There’s also such a higher level of musicianship in the Motown recordings and the Stax recordings, the things that people did back in the day. Because if you wanted to sound great, you had to be great. But now if you want to sound great, you don’t have to be great. It’s too easy now.

I don’t want to be a snob about it. I think it’s cool that technology makes music more accessible for people. But at the same time, I think it could have a bad long-term effect. It’s like, you can take a really awesome looking photograph with your iPhone, and it looks really arty and cool. And you didn’t develop it yourself, you know nothing about cameras or film or lightning. But you can make something that looks pretty awesome. It could potentially kill the artform. It becomes so accessible to everyone, and no one is special anymore. I think it could have a detrimental effect.

JM: What is the status of the documentary Song Dynasties [about the band of Montreal]?

KB: It’s coming together. I know that the director was hoping that it would debut at South By Southwest this year. That’s his goal, and I think he’s pretty close to reaching that goal. So hopefully it’ll come out by spring or summer this year.

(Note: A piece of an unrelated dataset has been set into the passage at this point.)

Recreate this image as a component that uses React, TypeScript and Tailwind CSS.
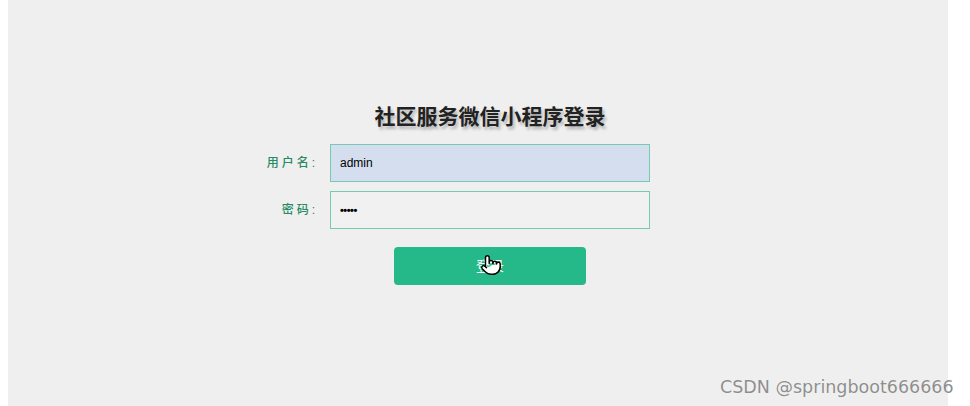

JM: From the source, for the bandname “of Montreal”, should “of” by upper-case or lower-case?

KB: Lower-case.

JM: I thought so, but you see it both ways.

KB: There’s always someone who doesn’t know or hasn’t paid attention. It would seem like it should be upper-case, but aesthetically I just think it looks cooler lower-case.

JM: Where are speaking to me from?

KB: I’m in Athens [Georgia] right now.